My sidebar in Sunday’s Sunday Times elicited an e-mail from Outraged in Orania pointing out that there was no such place as Banghoek and I should get a grip and pay more attention as the place is called Banhoek. Oh dear.

Investment guru Adrian Vanderspuy was born on the farm Rainbow’s End in the Banghoek valley and he found his pot of gold on the neighbouring property, Oldenburg. Van now lives in Geneva and travels south four times a year like the narrator of TS Eliot’s Wasteland. “I’ve been an outsider looking into SA for over 40 years” he says “and now I take my wines and show the world what SA can do.”

Adrian and Vanessa Vanderspuy

Adrian and Vanessa Vanderspuy

The world agrees we’re first rate as Van’s wooded 2010 Chenin Blanc won gold at the International Wine Challenge in London earlier this month while his 2008 Shiraz won gold at the Syrah du Monde Competition in France. Made in an intense, almost liqueur New World fruit/Old World elegance style, it is a doppelgänger for the iconic Hill of Grace made by Stephen Henschke in the Eden Valley of South Australia.

For starters, the bottles look the same – both emo black with a quartered shield coat of arms and for both wines, a topographic vineyard feature is the secret of terroir. In the case of Oldenburg, there is a hill called “rondekop” (round head) in the middle of the farm up which Van walks in his beanie “through layers of air,” a bit like Kate Bush. Over in Oz, the antipodean Hill of Grace requires a healthy dose of imagination as it is a bit of a pancake.
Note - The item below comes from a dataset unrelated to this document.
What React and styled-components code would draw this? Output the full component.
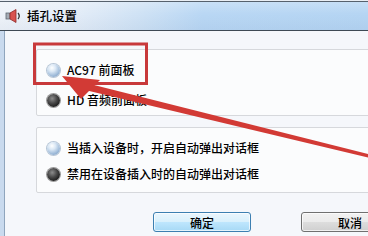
import React from "react";
import styled, { createGlobalStyle } from "styled-components";

const Global = createGlobalStyle`
  html, body {
    margin: 0;
    padding: 0;
    background: #f4f6fa;
  }
  body {
    font-family: "Noto Sans CJK SC", "Liberation Sans", sans-serif;
  }
`;

const Screen = styled.div`
  position: relative;
  width: 368px;
  height: 236px;
  overflow: hidden;
  display: flex;
  flex-direction: column;
  background: #f4f6fa;
`;

const TitleBar = styled.div`
  height: 29px;
  flex: none;
  display: flex;
  align-items: center;
  gap: 4px;
  padding-left: 5px;
  border-top: 1px solid #e9eef4;
  border-bottom: 1px solid #3e4954;
  box-shadow: inset 0 1px 0 #56616d;
  background:
    linear-gradient(180deg, rgba(255,255,255,0.25) 0%, rgba(255,255,255,0) 45%, rgba(0,40,90,0.04) 100%),
    linear-gradient(90deg, #eef3f9 0%, #e6eef8 18%, #cfe2f5 38%, #b9d7f4 55%, #b5d5f3 100%);
`;

const Title = styled.span`
  font-size: 12.5px;
  font-weight: 500;
  color: #000;
  line-height: 1;
  padding-top: 1px;
`;

const Frame = styled.div`
  flex: 1;
  display: flex;
`;

const Edge = styled.div`
  width: 4px;
  flex: none;
  background: #c9daee;
  border-right: 1px solid #8fa5bd;
`;

const Content = styled.div`
  flex: 1;
  min-width: 0;
  padding: 18px 0 0 31px;
  display: flex;
  flex-direction: column;
  background: #f5f7fb;
`;

const Group = styled.div`
  width: 380px;
  height: ${({ h }) => h}px;
  box-sizing: border-box;
  border: 1px solid #d6d8dc;
  border-radius: 2px;
  padding: 8px 0 0 10px;
  display: flex;
  flex-direction: column;
  gap: ${({ gap }) => gap}px;
  margin-bottom: ${({ mb }) => mb || 0}px;
  background: #fbfcfd;
`;

const Row = styled.div`
  height: 24px;
  display: flex;
  align-items: center;
  gap: 7px;
`;

const Radio = styled.span`
  width: 13px;
  height: 13px;
  border-radius: 50%;
  flex: none;
  background: ${({ dark }) =>
    dark
      ? "radial-gradient(circle at 40% 35%, #8c8c8c 0%, #4a4a4a 40%, #1c1c1c 75%, #0a0a0a 100%)"
      : "radial-gradient(circle at 38% 30%, #ffffff 0%, #dbe8f5 30%, #9fbbd9 65%, #6d8fb8 100%)"};
  box-shadow: 0 0 0 1px ${({ dark }) => (dark ? "#9a9a9a" : "#b7c6d6")};
`;

const Label = styled.span`
  font-size: 12px;
  font-weight: 500;
  color: #000;
  line-height: 1;
  white-space: nowrap;
`;

const Buttons = styled.div`
  display: flex;
  gap: 50px;
  padding: 19px 0 0 117px;
`;

const Button = styled.div`
  width: 98px;
  height: 20px;
  flex: none;
  box-sizing: border-box;
  border-radius: 3px;
  display: flex;
  align-items: center;
  justify-content: center;
  font-size: 12px;
  font-weight: 500;
  color: #000;
  border: 1px solid ${({ primary }) => (primary ? "#3c7fb1" : "#707070")};
  background: ${({ primary }) =>
    primary
      ? "linear-gradient(180deg, #eaf6fd 0%, #d9f0fc 48%, #bee6fd 52%, #a7d9f5 100%)"
      : "linear-gradient(180deg, #f2f2f2 0%, #ebebeb 48%, #dddddd 52%, #cfcfcf 100%)"};
  box-shadow: inset 0 0 0 1px rgba(255, 255, 255, 0.7);
`;

const Annotation = styled.svg`
  position: absolute;
  left: 0;
  top: 0;
  pointer-events: none;
`;

const Speaker = () => (
  <svg width="18" height="16" viewBox="0 0 18 16">
    <rect x="1" y="5" width="4" height="6" fill="#a4acb5" stroke="#5d6670" strokeWidth="0.8" />
    <path d="M5 5 L11 1.5 L11 14.5 L5 11 Z" fill="#d9534f" stroke="#8e2b28" strokeWidth="0.8" />
    <path d="M13 5 Q15.5 8 13 11" fill="none" stroke="#333" strokeWidth="1.3" />
  </svg>
);

export default function App() {
  return (
    <>
      <Global />
      <Screen>
        <TitleBar>
          <Speaker />
          <Title>插孔设置</Title>
        </TitleBar>
        <Frame>
          <Edge />
          <Content>
            <Group h={67} gap={6} mb={11}>
              <Row>
                <Radio />
                <Label>AC97 前面板</Label>
              </Row>
              <Row>
                <Radio dark />
                <Label>HD 音频前面板</Label>
              </Row>
            </Group>
            <Group h={66} gap={2}>
              <Row>
                <Radio />
                <Label>当插入设备时，开启自动弹出对话框</Label>
              </Row>
              <Row>
                <Radio dark />
                <Label>禁用在设备插入时的自动弹出对话框</Label>
              </Row>
            </Group>
            <Buttons>
              <Button primary>确定</Button>
              <Button>取消</Button>
            </Buttons>
          </Content>
        </Frame>
        <Annotation width="368" height="236" viewBox="0 0 368 236">
          <rect x="34.5" y="44" width="112" height="39.5" fill="none" stroke="#c8393b" strokeWidth="3" />
          <polygon points="86,83 372,155 372,158.5 85,90" fill="#d23a35" />
          <polygon points="62,76 100,80 81,99" fill="#d23a35" />
        </Annotation>
      </Screen>
    </>
  );
}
Van’s hill is 3-5° cooler than Stellenbosch in summer (thanks to catching the cooling breezes) and warmer in winter due to more sun which makes all the difference for reds.

Both farms were established by German settlers in their respective gardens of Eden and both sites produce Shiraz grapes with muscular, yet slippery tannins. Yet for me, the Oldenburg secret is not Shiraz but rather the 2008 vintage Cabernet Sauvignon, made by winemaker Simon Thompson, in a restrained sweetly fruited style in the pioneering perfumed mould of Etienne le Riche, the master of this expression in the Jonkershoek, a forgotten valley full of Afrikaans billionaires. Sans the mint of near neighbour Thelema and sans the tomato paste of the rest of Stellenbosch, in a word this wine is wonderful.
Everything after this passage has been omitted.